Exercise requirements:
Give the number of lines that include the word "components", nothing more.

Recorded information:
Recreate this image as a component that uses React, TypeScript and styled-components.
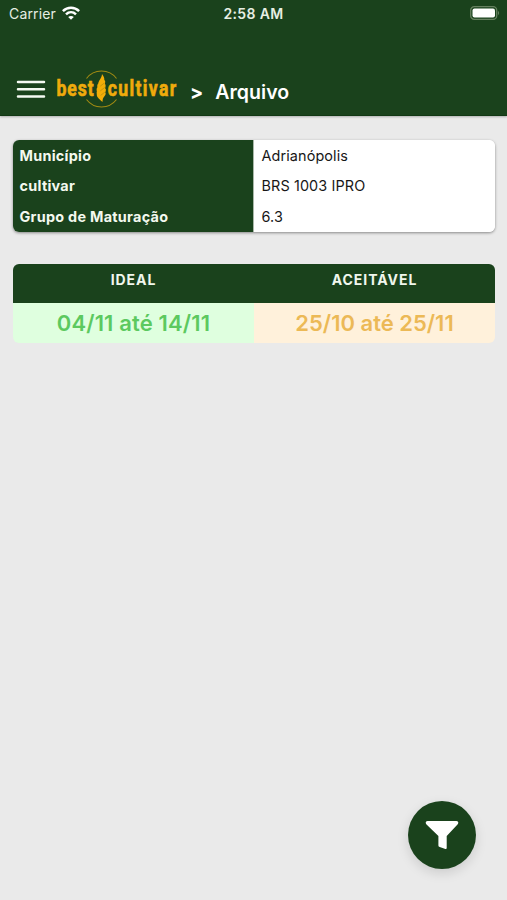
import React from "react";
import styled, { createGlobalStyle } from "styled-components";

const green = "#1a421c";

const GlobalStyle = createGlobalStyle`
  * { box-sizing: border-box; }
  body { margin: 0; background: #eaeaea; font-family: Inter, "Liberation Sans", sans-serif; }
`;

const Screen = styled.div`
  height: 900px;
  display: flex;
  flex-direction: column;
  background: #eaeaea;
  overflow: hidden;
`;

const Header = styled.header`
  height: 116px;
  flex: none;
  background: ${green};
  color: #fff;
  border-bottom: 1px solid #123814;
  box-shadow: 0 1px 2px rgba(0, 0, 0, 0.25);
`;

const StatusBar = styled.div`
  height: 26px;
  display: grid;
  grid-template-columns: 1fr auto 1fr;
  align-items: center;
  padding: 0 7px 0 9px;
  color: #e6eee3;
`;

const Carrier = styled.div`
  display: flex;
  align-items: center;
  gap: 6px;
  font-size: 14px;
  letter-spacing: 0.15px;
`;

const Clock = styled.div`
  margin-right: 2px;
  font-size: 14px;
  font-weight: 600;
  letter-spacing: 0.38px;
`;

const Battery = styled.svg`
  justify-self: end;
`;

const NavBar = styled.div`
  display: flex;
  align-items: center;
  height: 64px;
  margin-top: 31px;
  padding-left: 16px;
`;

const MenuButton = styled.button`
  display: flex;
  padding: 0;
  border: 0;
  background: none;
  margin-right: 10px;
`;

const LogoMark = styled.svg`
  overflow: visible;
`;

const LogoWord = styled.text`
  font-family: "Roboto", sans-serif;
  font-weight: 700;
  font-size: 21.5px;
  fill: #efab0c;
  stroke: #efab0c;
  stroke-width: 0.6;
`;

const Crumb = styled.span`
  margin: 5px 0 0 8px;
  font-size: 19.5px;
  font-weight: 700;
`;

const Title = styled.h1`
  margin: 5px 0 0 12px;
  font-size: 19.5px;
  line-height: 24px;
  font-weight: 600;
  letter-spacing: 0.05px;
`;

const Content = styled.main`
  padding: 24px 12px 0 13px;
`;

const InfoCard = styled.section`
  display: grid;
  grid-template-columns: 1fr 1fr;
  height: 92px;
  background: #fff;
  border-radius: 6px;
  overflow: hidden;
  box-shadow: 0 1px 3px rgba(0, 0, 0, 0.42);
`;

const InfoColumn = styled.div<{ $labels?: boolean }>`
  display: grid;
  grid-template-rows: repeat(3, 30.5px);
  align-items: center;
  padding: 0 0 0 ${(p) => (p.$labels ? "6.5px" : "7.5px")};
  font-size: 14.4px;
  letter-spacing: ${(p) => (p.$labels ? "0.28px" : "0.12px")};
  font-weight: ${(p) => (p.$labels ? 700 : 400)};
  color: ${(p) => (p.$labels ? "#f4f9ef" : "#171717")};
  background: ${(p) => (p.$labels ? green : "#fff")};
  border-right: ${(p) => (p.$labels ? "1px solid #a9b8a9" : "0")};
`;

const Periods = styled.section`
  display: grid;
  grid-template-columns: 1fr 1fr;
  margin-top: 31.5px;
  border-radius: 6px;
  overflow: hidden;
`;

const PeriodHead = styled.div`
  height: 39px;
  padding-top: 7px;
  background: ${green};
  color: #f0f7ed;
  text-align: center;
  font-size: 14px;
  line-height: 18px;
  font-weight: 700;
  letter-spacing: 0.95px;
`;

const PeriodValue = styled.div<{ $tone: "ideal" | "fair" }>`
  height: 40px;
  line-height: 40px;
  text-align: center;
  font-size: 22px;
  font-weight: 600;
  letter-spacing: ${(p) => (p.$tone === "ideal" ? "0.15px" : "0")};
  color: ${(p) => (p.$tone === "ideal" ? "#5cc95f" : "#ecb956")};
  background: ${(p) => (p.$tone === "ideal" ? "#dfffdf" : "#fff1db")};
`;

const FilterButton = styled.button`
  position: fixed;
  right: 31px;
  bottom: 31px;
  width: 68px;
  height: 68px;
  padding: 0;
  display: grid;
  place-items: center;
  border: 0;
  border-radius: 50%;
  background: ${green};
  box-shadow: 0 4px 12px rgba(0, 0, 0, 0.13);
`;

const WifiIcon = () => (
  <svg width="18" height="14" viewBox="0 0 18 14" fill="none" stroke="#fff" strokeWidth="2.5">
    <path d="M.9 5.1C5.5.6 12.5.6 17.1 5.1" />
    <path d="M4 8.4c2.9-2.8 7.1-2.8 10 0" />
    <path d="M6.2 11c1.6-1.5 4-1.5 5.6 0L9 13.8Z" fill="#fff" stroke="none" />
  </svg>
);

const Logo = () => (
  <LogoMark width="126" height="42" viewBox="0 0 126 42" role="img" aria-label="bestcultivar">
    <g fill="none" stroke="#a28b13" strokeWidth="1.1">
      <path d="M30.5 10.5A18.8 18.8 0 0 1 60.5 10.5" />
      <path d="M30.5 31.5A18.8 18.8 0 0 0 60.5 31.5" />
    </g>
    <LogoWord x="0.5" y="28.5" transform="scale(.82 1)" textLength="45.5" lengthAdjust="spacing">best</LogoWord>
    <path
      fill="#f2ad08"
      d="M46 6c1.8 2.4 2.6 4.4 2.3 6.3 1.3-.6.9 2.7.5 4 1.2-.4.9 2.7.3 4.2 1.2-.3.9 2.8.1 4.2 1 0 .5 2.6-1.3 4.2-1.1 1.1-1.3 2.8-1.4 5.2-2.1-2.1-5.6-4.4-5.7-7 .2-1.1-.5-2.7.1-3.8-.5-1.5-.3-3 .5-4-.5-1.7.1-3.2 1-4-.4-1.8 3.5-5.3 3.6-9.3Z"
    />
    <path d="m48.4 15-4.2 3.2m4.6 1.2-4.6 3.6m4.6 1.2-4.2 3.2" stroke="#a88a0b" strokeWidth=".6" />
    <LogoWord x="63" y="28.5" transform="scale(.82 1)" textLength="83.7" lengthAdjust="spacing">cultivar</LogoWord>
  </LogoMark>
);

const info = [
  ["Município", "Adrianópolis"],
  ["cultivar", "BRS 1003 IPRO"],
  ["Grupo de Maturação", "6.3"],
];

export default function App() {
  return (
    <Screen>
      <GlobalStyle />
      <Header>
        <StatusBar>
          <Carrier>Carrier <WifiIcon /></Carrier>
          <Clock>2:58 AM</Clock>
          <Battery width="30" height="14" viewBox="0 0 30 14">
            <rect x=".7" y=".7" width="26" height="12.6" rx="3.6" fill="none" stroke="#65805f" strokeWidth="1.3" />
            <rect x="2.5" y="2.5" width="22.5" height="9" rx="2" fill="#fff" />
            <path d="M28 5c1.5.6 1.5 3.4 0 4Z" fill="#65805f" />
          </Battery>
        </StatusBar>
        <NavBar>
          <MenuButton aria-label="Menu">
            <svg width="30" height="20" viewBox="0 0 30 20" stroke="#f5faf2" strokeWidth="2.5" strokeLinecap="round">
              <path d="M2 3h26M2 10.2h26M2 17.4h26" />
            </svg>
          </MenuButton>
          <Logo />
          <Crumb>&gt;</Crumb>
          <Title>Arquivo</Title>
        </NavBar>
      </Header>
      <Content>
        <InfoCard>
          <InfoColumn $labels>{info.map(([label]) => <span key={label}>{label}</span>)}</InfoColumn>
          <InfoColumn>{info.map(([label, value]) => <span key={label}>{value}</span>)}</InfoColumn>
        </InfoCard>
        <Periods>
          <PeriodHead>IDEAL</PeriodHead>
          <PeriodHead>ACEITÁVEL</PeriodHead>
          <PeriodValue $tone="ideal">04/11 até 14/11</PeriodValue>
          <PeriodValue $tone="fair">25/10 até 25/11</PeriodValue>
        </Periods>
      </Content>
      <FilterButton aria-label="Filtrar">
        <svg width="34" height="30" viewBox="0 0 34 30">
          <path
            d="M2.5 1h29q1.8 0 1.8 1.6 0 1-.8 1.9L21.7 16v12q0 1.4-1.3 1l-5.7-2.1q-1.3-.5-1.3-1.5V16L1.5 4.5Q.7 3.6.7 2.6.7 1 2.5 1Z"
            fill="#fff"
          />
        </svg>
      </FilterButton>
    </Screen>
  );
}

Result:
2